* Task prompt *
Only lines with the string "React" matter here; gather them from the material below.

[Information shown start]

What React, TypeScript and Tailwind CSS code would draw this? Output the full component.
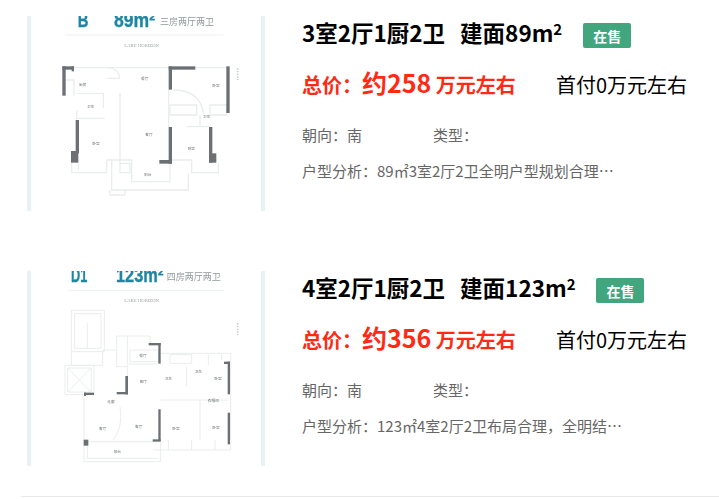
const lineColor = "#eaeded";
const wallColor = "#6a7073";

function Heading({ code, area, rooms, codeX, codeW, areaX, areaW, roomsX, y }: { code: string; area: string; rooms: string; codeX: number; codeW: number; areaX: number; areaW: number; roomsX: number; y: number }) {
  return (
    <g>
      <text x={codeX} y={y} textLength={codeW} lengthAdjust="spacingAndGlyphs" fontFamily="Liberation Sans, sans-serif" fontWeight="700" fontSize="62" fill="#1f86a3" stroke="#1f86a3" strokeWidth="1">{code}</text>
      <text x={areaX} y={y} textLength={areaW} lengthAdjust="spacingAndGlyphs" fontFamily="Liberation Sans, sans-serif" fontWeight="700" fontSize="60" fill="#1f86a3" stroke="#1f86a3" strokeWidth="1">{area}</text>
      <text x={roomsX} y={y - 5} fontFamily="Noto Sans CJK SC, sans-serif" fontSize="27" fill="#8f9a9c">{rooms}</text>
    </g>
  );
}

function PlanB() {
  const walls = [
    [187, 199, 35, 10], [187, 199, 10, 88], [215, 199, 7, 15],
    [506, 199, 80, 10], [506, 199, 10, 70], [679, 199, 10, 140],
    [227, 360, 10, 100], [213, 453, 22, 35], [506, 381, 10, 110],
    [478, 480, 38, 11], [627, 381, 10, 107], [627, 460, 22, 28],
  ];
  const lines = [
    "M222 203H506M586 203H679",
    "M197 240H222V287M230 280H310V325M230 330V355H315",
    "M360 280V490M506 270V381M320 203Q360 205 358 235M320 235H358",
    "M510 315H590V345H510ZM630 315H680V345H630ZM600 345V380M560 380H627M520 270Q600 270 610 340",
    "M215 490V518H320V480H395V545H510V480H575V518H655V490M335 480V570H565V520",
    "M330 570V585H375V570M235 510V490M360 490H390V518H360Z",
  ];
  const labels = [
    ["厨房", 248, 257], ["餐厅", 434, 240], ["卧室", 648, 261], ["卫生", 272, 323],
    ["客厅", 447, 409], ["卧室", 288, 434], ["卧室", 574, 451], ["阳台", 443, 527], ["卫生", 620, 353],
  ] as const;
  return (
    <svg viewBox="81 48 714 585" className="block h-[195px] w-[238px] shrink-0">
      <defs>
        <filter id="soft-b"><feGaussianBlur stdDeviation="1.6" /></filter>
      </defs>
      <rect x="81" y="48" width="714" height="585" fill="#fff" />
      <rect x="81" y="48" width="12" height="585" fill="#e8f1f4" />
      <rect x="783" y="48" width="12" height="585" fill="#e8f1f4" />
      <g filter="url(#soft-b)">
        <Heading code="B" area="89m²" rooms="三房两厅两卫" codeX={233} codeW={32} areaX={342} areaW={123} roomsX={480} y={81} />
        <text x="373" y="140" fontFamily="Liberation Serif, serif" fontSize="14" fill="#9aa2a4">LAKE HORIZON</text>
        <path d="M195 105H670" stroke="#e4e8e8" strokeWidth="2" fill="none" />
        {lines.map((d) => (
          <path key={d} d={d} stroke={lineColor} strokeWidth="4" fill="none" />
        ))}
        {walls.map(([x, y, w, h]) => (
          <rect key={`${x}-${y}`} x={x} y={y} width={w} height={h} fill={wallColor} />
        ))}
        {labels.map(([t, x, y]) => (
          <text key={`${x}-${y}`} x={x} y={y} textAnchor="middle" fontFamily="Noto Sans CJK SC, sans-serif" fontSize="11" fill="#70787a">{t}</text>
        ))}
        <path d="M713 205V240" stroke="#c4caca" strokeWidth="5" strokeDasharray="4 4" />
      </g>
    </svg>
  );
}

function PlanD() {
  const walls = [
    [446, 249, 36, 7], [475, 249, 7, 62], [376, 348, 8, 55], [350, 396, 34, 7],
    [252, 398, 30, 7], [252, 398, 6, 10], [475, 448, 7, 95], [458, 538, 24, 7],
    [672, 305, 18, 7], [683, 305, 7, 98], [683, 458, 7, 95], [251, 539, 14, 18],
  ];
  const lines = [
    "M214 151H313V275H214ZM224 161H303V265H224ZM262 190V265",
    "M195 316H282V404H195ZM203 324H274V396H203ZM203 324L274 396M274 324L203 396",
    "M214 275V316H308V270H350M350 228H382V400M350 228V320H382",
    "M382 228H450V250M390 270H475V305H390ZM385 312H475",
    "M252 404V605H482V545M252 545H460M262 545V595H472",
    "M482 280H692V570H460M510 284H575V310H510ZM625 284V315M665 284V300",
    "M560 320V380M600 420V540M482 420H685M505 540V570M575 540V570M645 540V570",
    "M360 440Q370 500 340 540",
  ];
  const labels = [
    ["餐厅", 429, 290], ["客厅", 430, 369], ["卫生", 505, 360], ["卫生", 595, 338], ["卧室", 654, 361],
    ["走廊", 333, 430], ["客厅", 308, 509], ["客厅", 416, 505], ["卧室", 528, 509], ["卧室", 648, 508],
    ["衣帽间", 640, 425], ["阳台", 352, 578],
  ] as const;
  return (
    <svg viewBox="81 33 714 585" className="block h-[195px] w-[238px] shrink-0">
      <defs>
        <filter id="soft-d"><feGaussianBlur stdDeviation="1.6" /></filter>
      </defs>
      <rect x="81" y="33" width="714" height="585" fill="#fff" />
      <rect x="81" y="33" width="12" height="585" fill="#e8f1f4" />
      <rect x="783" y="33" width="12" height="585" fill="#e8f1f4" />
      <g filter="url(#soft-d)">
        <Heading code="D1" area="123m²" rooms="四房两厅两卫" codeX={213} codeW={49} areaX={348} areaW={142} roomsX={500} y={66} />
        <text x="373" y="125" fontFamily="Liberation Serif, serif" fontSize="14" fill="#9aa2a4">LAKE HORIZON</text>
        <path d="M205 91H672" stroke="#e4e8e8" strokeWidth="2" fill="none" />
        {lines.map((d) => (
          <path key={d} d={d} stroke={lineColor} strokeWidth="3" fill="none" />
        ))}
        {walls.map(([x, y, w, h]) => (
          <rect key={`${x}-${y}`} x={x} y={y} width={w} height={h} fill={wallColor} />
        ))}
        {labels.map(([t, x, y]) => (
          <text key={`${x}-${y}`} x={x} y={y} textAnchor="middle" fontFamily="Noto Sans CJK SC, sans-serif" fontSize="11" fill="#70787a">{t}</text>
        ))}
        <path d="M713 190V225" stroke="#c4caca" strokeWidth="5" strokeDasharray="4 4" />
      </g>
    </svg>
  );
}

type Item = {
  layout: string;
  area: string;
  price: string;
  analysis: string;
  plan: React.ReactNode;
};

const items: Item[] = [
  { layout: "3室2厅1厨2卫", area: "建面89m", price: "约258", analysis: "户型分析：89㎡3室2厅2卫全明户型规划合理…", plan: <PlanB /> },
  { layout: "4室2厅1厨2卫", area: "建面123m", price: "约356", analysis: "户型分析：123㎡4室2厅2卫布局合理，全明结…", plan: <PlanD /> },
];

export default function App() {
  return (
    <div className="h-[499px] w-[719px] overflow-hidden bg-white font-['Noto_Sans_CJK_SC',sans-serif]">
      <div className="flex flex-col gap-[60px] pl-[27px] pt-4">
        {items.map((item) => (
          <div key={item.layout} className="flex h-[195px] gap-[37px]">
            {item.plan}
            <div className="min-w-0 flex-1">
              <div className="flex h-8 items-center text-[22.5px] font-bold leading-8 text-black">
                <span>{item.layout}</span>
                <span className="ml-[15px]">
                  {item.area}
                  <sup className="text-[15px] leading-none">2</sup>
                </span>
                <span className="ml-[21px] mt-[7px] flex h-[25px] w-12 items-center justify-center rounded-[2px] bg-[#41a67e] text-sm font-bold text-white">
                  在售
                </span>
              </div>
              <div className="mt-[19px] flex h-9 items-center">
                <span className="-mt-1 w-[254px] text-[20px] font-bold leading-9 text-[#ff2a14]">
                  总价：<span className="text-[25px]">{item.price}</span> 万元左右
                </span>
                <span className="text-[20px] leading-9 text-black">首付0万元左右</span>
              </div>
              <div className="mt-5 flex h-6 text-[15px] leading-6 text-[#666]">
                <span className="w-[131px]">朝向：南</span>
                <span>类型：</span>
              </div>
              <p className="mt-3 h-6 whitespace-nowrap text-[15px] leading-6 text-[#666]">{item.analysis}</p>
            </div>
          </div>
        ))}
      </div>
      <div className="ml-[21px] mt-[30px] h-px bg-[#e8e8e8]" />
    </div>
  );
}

[Information shown end]

* Exercise output *
What React, TypeScript and Tailwind CSS code would draw this? Output the full component.
  plan: React.ReactNode;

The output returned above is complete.